* START *

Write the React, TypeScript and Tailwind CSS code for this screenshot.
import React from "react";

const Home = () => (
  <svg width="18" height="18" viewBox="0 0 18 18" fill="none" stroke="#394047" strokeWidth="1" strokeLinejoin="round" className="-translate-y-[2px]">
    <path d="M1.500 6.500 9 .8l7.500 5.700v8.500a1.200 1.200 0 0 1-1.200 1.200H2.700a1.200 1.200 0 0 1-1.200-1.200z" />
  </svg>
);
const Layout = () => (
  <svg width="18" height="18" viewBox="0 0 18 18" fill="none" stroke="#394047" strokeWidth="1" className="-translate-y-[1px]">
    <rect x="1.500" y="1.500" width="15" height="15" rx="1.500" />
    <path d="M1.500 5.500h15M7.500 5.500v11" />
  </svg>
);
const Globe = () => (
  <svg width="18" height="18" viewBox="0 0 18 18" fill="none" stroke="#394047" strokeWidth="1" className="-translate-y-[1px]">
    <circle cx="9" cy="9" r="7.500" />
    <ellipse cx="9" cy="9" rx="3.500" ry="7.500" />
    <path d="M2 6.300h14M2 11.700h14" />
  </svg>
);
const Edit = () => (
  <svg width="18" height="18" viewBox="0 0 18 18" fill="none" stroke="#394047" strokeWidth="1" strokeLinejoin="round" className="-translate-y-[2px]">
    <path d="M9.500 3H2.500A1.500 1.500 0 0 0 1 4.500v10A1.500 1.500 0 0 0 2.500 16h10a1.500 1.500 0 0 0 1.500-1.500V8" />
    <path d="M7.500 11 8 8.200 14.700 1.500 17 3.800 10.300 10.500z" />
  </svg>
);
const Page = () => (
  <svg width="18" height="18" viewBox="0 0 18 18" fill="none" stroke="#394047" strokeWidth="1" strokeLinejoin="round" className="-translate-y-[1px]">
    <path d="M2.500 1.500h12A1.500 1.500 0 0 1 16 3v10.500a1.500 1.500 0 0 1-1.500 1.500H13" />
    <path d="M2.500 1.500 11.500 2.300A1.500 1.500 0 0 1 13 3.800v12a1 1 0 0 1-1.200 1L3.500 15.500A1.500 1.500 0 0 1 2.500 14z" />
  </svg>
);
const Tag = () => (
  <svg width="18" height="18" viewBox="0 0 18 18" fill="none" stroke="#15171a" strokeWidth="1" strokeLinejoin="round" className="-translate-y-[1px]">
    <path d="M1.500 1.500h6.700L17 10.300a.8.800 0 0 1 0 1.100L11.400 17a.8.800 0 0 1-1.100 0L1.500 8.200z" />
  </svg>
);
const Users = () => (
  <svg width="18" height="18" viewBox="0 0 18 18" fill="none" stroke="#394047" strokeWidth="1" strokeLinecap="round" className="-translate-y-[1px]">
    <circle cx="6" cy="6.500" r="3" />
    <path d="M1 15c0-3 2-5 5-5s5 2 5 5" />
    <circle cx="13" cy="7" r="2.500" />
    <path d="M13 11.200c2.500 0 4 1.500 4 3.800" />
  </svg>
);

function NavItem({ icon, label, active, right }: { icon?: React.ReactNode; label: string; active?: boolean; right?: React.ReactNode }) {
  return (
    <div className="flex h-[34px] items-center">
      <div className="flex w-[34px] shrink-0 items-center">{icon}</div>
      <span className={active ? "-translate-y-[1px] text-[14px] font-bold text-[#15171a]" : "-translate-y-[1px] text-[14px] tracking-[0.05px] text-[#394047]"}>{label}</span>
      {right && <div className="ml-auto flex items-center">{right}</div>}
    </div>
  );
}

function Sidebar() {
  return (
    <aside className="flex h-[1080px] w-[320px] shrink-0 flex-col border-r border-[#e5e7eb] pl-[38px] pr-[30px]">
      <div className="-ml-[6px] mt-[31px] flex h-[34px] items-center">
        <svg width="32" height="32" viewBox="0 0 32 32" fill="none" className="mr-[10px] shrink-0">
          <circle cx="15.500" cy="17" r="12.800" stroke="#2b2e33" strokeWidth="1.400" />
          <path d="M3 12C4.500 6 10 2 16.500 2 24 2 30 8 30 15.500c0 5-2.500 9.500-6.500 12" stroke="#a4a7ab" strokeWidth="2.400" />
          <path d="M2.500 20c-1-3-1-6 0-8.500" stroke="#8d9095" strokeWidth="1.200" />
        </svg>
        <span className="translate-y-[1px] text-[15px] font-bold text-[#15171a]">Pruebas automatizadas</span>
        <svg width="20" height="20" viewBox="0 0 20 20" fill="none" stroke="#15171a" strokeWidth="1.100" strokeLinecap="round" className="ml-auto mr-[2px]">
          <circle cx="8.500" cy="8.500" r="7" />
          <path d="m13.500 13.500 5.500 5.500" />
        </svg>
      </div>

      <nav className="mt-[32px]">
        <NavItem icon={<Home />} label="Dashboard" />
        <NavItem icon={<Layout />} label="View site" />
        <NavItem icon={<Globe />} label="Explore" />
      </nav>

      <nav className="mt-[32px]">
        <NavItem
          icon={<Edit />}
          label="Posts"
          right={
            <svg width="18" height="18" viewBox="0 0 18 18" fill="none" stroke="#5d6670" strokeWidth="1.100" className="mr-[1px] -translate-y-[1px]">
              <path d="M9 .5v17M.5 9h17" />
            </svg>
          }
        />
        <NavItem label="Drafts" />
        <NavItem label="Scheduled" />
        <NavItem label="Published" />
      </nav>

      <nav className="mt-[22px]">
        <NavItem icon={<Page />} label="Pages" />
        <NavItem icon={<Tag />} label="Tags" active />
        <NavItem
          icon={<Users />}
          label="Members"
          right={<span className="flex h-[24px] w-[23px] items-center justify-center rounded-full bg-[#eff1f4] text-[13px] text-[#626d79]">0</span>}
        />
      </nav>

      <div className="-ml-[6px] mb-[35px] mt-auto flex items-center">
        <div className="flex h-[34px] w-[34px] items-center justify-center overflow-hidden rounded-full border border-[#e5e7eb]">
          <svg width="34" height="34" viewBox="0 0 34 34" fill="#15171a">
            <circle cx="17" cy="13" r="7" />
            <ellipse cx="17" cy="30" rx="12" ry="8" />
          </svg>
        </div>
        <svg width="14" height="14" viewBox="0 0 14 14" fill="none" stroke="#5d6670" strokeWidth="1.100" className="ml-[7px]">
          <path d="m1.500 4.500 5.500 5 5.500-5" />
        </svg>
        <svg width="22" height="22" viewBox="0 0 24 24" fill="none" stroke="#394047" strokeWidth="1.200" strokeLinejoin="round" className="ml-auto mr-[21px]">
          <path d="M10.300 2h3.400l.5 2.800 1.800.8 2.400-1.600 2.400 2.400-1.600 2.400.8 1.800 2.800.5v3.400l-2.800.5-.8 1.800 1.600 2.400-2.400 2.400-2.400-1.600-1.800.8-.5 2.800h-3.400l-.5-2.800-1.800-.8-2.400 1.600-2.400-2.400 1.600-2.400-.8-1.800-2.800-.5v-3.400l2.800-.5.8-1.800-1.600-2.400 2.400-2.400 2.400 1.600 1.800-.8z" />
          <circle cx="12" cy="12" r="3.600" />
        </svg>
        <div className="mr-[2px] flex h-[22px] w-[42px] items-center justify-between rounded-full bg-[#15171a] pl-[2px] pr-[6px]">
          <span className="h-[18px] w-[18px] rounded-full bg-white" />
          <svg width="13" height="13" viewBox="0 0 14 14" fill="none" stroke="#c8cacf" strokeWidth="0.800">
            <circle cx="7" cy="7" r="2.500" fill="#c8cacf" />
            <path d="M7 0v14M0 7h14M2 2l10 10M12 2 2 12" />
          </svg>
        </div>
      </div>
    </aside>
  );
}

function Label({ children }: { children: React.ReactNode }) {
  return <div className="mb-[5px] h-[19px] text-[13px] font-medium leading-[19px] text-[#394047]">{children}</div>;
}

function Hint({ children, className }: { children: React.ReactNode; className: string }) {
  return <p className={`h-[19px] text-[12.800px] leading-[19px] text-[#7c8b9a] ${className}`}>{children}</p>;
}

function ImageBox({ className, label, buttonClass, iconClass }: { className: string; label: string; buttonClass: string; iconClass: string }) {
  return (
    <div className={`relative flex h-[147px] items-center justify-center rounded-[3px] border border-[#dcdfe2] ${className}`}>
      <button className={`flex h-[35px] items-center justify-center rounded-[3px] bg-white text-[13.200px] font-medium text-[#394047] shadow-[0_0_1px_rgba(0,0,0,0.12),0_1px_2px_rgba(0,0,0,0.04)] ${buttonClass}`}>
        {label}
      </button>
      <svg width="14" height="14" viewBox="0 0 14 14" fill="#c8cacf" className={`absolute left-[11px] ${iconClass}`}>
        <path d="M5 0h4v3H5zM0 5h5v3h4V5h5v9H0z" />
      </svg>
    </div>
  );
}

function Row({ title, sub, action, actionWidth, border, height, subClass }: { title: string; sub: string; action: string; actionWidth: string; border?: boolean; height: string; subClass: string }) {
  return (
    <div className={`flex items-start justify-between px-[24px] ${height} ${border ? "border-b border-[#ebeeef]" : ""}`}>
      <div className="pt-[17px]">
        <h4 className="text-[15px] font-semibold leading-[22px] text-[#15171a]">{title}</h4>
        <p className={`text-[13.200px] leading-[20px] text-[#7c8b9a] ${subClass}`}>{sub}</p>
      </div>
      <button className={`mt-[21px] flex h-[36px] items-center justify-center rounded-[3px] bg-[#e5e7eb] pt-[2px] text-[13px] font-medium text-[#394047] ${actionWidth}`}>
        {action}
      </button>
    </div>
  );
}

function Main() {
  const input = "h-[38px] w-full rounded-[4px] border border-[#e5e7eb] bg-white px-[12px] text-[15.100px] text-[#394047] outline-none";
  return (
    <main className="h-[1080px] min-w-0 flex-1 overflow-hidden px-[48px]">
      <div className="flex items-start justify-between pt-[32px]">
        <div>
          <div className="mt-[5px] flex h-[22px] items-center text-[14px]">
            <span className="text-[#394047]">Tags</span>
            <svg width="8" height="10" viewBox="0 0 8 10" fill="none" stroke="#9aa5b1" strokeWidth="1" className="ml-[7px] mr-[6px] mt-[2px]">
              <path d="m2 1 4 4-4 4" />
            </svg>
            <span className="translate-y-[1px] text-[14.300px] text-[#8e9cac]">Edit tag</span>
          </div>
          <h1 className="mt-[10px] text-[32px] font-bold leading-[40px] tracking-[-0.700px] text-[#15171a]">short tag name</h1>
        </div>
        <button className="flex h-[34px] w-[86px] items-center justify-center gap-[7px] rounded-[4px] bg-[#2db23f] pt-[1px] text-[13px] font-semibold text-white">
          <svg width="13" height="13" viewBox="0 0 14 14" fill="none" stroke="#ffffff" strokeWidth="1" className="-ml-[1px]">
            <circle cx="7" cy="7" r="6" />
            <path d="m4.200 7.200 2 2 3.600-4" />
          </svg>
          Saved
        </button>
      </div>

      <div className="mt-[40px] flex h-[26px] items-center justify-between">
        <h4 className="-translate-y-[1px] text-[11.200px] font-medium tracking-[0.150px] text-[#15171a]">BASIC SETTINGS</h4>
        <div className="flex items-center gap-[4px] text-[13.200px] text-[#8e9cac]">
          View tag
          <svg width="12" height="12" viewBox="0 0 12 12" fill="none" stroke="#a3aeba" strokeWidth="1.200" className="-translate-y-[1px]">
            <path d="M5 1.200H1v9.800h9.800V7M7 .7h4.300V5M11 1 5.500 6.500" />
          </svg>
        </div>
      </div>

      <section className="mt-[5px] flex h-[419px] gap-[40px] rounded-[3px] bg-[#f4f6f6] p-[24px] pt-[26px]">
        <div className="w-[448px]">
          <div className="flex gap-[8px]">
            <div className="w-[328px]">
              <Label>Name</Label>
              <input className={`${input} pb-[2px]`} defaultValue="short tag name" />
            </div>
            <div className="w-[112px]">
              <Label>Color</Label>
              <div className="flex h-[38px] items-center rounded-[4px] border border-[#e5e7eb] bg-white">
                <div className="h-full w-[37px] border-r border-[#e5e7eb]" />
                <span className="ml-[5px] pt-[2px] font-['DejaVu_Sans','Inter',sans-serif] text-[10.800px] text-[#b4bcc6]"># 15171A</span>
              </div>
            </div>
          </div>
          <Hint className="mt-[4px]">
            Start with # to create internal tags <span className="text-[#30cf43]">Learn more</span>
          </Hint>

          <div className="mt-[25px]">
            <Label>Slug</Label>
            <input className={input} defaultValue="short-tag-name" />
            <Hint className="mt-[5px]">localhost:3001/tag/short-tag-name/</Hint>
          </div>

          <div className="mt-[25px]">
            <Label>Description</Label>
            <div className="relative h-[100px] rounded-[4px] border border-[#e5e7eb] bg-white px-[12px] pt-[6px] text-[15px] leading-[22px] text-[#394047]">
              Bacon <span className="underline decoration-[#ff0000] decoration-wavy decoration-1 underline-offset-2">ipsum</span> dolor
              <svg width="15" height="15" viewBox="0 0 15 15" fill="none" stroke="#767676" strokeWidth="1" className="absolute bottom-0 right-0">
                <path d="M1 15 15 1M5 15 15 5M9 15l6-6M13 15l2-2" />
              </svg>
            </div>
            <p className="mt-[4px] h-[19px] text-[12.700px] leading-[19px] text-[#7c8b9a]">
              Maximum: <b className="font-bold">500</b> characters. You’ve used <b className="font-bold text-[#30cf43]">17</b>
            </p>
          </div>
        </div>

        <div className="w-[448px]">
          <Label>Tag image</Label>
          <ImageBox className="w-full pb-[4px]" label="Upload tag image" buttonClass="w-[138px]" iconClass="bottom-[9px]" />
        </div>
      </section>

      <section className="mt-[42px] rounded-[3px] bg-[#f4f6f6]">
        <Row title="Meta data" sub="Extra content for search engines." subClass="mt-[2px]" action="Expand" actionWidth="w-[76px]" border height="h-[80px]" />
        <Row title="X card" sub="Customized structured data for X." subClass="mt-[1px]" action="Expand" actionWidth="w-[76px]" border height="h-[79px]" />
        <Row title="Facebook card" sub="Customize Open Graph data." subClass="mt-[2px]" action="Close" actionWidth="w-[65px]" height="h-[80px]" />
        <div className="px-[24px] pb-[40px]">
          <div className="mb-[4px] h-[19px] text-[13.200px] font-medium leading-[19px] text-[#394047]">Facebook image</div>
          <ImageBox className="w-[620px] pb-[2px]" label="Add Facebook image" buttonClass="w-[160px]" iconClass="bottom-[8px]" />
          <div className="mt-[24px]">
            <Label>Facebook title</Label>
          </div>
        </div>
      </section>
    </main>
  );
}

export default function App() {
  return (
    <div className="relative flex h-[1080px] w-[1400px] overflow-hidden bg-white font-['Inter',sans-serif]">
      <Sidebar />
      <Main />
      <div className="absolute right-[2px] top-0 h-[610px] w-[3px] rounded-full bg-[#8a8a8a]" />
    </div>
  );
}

* END *

Repeat, word for word, the lines from the opening of the material through the line containing "import React from".

Write the React, TypeScript and Tailwind CSS code for this screenshot.
import React from "react";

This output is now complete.